- Recorded data:
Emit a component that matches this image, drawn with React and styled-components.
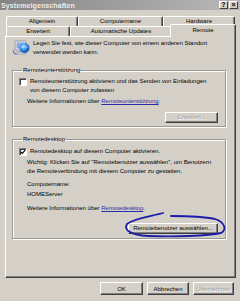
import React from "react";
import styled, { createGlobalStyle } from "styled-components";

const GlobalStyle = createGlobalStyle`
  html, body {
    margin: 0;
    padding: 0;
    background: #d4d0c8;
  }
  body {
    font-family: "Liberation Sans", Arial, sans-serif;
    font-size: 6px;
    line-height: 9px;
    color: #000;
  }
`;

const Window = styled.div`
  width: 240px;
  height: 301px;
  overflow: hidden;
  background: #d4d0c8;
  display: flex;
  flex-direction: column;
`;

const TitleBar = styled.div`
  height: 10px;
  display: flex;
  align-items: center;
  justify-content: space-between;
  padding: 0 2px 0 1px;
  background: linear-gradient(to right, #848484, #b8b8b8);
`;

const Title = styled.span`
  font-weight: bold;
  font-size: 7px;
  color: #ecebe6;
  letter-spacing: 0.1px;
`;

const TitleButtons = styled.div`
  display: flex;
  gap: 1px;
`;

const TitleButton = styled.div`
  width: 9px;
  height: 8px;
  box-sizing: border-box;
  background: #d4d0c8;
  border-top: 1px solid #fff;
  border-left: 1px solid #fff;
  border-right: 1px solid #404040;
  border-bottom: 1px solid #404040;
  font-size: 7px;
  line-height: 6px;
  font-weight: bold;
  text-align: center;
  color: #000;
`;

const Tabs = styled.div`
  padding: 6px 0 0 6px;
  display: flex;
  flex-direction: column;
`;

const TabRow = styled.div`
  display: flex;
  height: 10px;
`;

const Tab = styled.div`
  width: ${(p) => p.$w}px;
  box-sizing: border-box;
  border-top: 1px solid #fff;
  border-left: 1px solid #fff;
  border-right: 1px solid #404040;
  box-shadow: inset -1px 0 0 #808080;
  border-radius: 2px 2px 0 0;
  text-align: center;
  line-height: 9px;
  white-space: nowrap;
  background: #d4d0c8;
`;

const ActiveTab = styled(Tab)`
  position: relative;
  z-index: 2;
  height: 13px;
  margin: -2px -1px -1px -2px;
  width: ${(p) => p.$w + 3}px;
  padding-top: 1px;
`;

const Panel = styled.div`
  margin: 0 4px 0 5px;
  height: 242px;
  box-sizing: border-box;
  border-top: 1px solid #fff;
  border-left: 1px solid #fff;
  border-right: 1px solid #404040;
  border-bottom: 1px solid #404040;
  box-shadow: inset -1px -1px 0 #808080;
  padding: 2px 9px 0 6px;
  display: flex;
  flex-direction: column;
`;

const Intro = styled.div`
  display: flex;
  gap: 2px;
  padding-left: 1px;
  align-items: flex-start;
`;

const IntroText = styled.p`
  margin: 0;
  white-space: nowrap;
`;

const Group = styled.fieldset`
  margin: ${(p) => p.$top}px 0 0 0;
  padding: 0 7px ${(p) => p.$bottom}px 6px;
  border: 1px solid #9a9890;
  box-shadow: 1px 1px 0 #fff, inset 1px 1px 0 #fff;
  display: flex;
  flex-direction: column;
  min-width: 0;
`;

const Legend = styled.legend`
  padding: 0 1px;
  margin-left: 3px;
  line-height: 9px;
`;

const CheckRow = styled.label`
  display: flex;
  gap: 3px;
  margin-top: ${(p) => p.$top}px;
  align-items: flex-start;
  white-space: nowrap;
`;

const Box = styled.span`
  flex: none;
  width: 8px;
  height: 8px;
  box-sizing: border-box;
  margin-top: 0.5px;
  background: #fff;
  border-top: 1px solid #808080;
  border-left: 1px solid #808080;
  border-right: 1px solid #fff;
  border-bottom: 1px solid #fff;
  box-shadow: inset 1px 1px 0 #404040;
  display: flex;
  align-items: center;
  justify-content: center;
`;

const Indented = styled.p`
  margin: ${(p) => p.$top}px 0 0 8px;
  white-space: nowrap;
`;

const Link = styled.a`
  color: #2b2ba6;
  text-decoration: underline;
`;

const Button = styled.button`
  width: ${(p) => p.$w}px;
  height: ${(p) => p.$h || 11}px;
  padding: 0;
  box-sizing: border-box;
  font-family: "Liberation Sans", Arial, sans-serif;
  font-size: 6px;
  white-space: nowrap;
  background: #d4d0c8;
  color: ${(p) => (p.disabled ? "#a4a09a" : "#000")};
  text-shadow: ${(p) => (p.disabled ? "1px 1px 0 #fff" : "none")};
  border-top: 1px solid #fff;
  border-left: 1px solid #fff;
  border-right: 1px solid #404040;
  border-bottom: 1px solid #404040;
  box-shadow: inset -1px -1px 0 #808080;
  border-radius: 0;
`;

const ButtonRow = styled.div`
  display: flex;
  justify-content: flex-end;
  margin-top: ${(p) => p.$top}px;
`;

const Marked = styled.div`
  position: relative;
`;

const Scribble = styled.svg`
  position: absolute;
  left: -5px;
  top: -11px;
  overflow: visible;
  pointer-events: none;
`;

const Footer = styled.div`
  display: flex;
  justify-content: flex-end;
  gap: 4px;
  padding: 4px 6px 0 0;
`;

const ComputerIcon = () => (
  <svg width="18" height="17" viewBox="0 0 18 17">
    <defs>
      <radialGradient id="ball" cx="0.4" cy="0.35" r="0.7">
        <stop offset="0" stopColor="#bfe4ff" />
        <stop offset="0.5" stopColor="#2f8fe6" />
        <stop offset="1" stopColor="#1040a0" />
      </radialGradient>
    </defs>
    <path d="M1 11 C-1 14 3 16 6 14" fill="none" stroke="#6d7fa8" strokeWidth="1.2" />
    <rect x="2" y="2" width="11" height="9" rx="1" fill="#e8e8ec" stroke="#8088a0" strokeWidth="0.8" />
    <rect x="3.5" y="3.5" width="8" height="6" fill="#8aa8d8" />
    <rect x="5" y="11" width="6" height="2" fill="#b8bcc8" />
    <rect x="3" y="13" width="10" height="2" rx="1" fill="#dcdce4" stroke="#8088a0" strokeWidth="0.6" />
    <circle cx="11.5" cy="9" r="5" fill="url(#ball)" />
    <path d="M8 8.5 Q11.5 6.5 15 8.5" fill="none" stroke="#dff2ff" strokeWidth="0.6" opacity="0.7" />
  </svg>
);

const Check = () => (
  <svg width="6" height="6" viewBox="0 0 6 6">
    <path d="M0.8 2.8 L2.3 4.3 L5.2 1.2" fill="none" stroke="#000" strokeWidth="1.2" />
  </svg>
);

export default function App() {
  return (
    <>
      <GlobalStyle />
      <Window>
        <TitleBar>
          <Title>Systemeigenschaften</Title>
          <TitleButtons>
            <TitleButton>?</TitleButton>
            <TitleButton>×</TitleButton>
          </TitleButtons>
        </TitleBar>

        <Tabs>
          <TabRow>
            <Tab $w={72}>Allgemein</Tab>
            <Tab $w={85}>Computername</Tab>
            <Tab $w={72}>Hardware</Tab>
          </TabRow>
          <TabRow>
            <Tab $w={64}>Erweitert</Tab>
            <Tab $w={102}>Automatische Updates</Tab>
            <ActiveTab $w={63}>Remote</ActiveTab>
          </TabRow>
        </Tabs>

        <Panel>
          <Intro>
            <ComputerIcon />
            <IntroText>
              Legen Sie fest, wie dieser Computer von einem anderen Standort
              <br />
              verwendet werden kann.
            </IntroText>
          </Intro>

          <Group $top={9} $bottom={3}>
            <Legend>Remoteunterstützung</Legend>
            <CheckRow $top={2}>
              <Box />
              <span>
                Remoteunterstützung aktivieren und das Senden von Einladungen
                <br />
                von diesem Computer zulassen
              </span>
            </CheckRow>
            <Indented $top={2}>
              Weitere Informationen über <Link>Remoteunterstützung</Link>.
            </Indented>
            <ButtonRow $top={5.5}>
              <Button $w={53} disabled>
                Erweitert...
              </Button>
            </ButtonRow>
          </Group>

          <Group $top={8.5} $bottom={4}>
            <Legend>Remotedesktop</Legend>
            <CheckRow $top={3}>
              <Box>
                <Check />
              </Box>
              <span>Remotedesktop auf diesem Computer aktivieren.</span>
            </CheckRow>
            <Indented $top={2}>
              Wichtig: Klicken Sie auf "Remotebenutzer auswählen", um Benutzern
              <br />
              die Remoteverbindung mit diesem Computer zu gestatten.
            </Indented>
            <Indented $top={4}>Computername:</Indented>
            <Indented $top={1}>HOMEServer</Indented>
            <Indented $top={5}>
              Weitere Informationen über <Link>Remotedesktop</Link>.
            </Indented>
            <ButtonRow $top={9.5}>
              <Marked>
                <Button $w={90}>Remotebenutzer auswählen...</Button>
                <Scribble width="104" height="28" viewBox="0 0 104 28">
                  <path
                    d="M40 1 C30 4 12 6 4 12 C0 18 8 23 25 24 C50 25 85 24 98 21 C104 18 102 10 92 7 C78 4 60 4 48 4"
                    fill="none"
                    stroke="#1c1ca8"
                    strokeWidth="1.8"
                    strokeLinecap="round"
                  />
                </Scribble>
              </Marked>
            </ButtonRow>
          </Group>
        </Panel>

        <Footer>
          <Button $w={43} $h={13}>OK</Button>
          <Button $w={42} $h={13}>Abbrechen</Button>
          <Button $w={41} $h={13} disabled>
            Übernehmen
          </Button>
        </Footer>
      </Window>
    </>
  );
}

- Problem: Show every line from the listing above in which the string "React" appears.

- Exercise result:
Emit a component that matches this image, drawn with React and styled-components.
import React from "react";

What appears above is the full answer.